━━━━━ INFORMATION PROVIDED ━━━━━

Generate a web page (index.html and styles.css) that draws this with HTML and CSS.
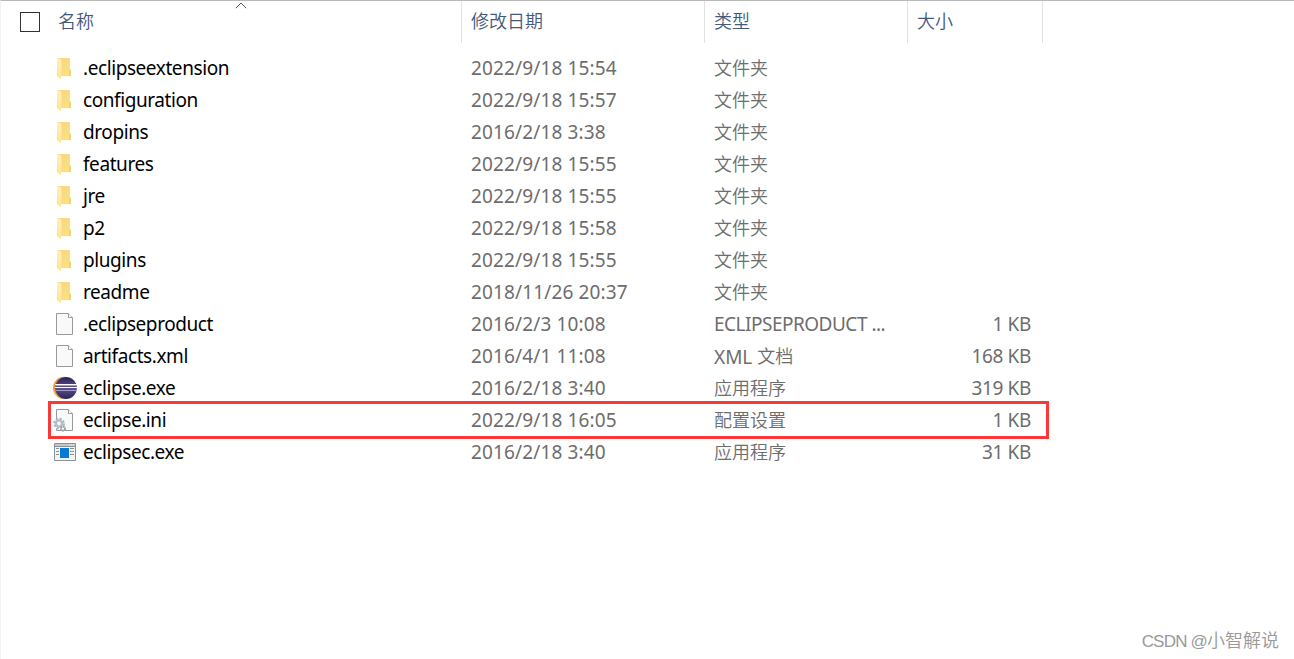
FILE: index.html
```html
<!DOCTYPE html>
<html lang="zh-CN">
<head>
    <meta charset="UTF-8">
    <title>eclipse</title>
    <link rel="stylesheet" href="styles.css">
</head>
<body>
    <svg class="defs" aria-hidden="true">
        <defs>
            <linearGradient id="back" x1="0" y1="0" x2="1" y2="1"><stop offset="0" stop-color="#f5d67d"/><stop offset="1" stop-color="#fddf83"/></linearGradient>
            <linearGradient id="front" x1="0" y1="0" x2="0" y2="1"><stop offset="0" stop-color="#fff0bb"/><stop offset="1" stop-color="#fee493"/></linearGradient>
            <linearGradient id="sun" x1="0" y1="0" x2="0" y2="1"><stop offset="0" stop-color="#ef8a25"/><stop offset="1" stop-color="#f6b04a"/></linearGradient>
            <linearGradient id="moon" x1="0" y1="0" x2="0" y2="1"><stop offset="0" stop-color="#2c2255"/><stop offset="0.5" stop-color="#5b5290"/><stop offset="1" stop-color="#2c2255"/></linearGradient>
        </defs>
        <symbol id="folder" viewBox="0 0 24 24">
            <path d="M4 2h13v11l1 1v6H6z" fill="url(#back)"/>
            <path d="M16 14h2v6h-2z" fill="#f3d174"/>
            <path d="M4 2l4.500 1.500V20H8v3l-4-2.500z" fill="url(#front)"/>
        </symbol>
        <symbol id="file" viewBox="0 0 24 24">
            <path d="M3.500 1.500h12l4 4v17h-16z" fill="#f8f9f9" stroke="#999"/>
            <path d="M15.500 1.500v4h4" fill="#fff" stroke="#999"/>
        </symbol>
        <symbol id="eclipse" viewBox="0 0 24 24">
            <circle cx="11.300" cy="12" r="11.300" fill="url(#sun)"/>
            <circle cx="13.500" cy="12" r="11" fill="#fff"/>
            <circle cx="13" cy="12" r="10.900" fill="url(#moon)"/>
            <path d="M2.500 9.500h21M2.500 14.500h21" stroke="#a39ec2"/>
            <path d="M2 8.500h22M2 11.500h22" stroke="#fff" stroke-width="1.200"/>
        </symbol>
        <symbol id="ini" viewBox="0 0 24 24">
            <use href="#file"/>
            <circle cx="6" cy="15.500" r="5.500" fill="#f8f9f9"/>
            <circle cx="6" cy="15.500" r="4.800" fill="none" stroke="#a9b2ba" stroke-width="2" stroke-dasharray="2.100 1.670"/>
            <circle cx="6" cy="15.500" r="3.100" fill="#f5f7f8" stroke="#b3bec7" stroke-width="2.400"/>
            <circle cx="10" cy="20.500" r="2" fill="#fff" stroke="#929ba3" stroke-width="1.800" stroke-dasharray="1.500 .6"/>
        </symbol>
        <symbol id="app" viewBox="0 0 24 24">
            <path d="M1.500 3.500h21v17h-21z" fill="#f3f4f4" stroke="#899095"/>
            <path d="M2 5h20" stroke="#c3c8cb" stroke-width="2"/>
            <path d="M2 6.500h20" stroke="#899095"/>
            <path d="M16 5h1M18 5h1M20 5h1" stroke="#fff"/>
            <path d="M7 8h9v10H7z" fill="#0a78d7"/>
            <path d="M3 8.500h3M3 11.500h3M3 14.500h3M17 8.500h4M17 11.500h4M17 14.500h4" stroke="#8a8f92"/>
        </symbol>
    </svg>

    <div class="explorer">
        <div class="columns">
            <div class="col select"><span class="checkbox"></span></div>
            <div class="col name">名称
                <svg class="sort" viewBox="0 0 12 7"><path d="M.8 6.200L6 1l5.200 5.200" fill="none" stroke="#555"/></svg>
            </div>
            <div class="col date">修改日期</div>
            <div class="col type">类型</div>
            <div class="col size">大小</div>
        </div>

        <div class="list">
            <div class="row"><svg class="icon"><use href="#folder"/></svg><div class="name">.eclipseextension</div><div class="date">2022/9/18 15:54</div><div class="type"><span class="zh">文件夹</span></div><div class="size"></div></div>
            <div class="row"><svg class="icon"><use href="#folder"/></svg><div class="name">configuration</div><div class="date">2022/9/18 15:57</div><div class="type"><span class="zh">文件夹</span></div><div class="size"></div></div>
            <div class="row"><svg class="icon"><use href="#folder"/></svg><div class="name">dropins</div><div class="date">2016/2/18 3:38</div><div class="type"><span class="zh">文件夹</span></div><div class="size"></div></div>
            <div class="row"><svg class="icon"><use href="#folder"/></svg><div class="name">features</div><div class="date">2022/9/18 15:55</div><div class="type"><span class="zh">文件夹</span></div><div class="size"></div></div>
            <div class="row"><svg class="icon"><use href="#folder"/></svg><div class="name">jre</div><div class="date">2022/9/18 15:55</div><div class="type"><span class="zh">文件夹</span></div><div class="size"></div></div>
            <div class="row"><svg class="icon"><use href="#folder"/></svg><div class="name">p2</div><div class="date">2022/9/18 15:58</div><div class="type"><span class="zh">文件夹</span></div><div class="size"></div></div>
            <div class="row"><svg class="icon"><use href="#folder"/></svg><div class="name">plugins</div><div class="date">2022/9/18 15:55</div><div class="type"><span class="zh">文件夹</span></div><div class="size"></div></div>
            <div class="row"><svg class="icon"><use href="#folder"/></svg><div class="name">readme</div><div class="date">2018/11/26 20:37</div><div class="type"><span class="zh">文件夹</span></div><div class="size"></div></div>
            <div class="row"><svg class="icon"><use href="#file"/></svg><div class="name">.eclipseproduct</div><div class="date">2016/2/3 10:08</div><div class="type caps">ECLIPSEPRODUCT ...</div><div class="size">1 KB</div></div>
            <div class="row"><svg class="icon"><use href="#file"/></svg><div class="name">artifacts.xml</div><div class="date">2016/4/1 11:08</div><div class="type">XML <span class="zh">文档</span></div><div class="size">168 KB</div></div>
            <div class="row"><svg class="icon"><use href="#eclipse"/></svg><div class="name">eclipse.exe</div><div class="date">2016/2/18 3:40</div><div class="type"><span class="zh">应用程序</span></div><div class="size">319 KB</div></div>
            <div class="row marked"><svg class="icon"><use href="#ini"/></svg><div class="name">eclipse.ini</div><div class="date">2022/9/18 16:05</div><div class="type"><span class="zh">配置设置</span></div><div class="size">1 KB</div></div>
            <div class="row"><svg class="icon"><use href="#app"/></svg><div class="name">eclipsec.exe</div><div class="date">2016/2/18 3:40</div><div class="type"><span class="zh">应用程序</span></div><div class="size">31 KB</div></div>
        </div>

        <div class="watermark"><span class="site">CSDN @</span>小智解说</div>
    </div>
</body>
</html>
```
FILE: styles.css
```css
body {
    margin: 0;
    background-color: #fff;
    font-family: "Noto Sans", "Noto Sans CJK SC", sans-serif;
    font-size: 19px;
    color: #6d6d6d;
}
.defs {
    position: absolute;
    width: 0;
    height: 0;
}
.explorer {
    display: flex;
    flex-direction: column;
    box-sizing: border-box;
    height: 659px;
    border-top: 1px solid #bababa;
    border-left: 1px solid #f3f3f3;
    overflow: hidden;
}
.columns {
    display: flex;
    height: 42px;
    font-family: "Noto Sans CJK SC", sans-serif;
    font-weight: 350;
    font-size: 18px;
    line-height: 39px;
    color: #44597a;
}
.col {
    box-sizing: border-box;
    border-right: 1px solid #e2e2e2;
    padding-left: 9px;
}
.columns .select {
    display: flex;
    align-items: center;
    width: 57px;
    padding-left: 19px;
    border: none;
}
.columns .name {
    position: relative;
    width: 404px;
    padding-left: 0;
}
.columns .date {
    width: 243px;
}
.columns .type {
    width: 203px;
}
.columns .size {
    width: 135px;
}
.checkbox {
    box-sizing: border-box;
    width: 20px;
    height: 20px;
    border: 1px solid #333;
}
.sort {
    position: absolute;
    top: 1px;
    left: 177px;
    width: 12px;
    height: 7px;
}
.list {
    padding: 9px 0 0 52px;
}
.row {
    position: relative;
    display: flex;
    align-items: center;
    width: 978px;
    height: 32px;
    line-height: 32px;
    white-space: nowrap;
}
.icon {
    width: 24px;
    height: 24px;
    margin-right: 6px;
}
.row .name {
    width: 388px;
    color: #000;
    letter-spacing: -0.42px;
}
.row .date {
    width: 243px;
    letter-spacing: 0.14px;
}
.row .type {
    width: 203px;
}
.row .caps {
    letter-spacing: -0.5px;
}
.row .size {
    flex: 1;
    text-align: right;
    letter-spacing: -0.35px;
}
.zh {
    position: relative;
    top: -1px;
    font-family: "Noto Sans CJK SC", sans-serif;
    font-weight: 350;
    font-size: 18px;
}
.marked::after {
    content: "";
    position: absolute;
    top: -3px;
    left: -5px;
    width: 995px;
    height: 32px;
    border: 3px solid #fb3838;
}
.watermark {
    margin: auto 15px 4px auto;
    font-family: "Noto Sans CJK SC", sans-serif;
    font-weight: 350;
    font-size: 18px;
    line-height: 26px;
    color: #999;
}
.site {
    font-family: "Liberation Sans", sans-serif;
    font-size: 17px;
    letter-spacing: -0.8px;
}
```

━━━━━

Make a tally of the lines in this data that include the string "styles", and answer with that tally alone.

3